Retype exactly the lines from the first one through the line with "border-b-[#dedede] bg-[#f9f9f9] outline-none", including both ends; skip any pictures.

——————————

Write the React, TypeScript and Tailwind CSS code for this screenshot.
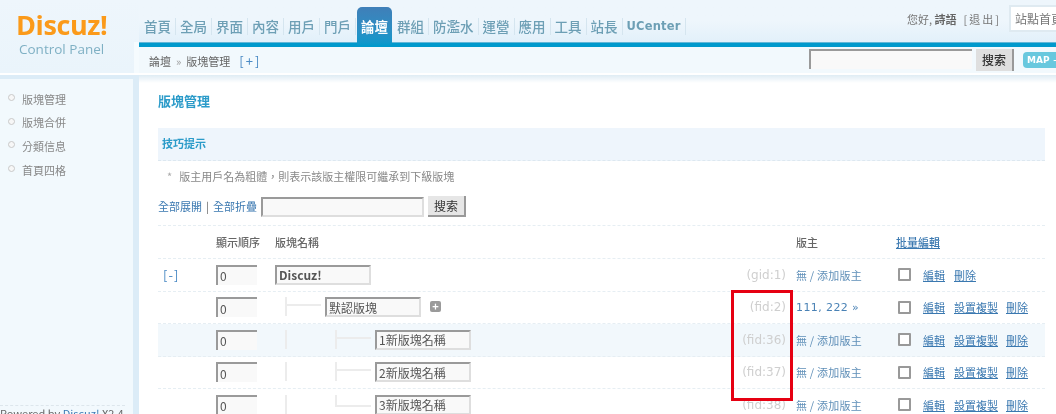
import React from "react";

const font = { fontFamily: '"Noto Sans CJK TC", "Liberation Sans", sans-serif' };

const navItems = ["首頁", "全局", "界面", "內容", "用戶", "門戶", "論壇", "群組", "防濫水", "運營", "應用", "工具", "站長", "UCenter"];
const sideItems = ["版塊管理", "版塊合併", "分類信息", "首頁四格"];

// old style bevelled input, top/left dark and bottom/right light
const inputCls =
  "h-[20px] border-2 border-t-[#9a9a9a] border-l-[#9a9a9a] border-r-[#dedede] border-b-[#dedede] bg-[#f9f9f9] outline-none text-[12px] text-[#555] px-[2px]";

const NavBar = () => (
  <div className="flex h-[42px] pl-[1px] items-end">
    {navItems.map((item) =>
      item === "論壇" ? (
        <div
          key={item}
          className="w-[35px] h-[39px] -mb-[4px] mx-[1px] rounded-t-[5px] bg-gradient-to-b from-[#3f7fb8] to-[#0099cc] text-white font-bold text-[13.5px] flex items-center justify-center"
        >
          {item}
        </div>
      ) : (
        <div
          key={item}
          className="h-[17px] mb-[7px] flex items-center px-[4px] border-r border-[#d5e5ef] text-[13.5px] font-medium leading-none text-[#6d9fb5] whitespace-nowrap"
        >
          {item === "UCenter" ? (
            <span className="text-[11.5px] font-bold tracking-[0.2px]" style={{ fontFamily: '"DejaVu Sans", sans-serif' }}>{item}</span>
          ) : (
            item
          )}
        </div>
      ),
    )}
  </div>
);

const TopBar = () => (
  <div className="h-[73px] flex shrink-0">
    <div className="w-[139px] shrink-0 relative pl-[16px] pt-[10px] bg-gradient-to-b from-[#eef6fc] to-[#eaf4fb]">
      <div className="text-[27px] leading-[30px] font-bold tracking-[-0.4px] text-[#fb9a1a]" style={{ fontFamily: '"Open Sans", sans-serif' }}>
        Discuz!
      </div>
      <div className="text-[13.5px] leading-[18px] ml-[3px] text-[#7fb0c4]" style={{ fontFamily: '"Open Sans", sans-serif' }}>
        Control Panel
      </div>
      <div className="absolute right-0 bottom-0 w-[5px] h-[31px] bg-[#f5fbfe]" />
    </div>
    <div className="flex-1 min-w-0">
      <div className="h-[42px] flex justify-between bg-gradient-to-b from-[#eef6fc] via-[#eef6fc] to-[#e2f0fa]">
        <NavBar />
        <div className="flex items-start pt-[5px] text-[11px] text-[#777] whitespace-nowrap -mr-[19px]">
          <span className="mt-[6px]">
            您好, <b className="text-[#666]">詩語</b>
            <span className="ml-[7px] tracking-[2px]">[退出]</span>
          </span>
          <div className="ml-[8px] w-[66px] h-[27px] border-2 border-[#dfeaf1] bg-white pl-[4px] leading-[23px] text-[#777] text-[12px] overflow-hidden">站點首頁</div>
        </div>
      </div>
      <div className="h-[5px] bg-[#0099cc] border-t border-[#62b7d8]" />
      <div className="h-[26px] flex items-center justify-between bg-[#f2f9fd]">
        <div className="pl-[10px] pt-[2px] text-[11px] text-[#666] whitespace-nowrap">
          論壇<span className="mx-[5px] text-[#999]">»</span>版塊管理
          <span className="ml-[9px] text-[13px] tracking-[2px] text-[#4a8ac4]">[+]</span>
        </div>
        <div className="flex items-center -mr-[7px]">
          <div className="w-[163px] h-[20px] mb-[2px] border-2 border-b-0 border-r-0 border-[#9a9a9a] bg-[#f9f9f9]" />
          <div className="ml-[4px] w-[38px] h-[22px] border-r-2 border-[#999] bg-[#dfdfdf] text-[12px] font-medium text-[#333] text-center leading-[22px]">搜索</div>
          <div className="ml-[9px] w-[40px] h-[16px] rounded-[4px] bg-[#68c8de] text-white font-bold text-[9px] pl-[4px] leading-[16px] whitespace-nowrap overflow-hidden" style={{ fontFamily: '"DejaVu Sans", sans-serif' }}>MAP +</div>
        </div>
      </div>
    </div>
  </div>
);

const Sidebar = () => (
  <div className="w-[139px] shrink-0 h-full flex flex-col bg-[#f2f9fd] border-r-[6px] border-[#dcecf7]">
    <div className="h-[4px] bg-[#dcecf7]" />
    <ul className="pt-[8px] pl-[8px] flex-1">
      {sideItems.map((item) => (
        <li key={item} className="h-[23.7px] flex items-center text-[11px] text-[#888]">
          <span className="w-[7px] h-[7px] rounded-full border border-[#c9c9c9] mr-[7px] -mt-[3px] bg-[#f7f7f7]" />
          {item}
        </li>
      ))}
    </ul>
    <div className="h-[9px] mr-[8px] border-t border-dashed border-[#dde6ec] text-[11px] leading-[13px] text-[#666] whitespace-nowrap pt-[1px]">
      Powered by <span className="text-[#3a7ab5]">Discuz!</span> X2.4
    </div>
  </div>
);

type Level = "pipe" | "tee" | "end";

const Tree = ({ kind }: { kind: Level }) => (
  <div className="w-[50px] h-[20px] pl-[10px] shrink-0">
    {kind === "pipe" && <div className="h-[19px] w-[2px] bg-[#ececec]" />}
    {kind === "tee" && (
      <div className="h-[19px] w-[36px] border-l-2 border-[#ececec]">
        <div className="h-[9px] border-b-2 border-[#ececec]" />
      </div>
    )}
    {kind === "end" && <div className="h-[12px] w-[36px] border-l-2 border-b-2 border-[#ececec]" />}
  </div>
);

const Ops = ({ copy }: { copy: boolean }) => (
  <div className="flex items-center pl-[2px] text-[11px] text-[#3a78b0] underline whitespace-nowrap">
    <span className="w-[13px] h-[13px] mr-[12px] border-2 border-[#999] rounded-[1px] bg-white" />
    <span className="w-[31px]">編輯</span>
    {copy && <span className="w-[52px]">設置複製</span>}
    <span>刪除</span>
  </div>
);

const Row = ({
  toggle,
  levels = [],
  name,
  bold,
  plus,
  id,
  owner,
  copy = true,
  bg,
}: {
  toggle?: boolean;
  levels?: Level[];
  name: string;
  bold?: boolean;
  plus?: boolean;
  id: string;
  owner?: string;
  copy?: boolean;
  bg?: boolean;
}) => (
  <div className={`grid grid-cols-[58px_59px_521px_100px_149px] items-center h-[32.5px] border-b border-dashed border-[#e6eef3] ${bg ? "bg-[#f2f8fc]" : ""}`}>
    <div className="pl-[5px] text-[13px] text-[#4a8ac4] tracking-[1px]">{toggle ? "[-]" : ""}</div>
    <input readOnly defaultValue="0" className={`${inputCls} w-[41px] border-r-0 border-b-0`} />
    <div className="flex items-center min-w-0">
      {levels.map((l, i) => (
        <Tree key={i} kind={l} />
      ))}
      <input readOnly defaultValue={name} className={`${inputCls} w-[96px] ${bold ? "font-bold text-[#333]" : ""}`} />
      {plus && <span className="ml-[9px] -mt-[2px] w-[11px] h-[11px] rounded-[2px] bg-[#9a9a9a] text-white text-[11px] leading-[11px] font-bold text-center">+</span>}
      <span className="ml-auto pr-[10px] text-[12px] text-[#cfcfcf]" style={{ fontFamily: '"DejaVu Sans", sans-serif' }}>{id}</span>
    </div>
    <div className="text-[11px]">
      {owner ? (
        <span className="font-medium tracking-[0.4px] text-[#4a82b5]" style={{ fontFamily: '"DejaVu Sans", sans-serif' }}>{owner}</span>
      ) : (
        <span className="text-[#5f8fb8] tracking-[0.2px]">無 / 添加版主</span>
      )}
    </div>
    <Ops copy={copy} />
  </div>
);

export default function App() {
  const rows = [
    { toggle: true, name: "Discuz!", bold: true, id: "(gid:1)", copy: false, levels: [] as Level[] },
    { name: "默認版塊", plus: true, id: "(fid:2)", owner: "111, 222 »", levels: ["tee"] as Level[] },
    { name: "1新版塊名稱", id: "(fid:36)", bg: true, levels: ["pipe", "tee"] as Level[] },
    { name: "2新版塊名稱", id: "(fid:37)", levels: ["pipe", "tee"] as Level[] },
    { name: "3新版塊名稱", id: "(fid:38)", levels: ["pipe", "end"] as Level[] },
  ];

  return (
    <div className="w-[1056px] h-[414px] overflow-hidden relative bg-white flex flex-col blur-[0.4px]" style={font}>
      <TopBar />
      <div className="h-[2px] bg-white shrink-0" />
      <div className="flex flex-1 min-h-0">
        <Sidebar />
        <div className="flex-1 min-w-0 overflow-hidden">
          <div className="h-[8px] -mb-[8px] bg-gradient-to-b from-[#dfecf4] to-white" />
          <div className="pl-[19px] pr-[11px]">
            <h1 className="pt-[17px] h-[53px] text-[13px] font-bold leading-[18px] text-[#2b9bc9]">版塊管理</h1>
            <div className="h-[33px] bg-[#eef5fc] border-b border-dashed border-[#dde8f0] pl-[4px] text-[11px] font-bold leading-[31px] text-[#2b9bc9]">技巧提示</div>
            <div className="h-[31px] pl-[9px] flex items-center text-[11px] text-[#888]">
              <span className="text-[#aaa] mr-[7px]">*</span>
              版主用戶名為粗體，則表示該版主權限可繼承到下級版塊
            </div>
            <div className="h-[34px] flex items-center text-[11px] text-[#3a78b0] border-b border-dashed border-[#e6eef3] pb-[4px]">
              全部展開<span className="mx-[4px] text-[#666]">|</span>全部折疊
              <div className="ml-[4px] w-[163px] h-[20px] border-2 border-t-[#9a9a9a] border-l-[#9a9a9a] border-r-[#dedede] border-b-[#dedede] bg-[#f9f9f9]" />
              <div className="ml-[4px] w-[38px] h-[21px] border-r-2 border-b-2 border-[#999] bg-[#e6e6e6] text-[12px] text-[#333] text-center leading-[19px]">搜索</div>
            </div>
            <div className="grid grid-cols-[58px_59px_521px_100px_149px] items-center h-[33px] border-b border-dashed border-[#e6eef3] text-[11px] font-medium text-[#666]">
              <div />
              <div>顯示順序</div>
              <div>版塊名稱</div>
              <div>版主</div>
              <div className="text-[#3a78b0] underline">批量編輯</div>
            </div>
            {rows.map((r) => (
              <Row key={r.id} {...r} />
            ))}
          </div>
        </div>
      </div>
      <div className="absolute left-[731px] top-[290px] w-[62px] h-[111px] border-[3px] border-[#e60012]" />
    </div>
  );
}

——————————

RESULT OF THIS TASK
Write the React, TypeScript and Tailwind CSS code for this screenshot.
import React from "react";

const font = { fontFamily: '"Noto Sans CJK TC", "Liberation Sans", sans-serif' };

const navItems = ["首頁", "全局", "界面", "內容", "用戶", "門戶", "論壇", "群組", "防濫水", "運營", "應用", "工具", "站長", "UCenter"];
const sideItems = ["版塊管理", "版塊合併", "分類信息", "首頁四格"];

// old style bevelled input, top/left dark and bottom/right light
const inputCls =
  "h-[20px] border-2 border-t-[#9a9a9a] border-l-[#9a9a9a] border-r-[#dedede] border-b-[#dedede] bg-[#f9f9f9] outline-none text-[12px] text-[#555] px-[2px]";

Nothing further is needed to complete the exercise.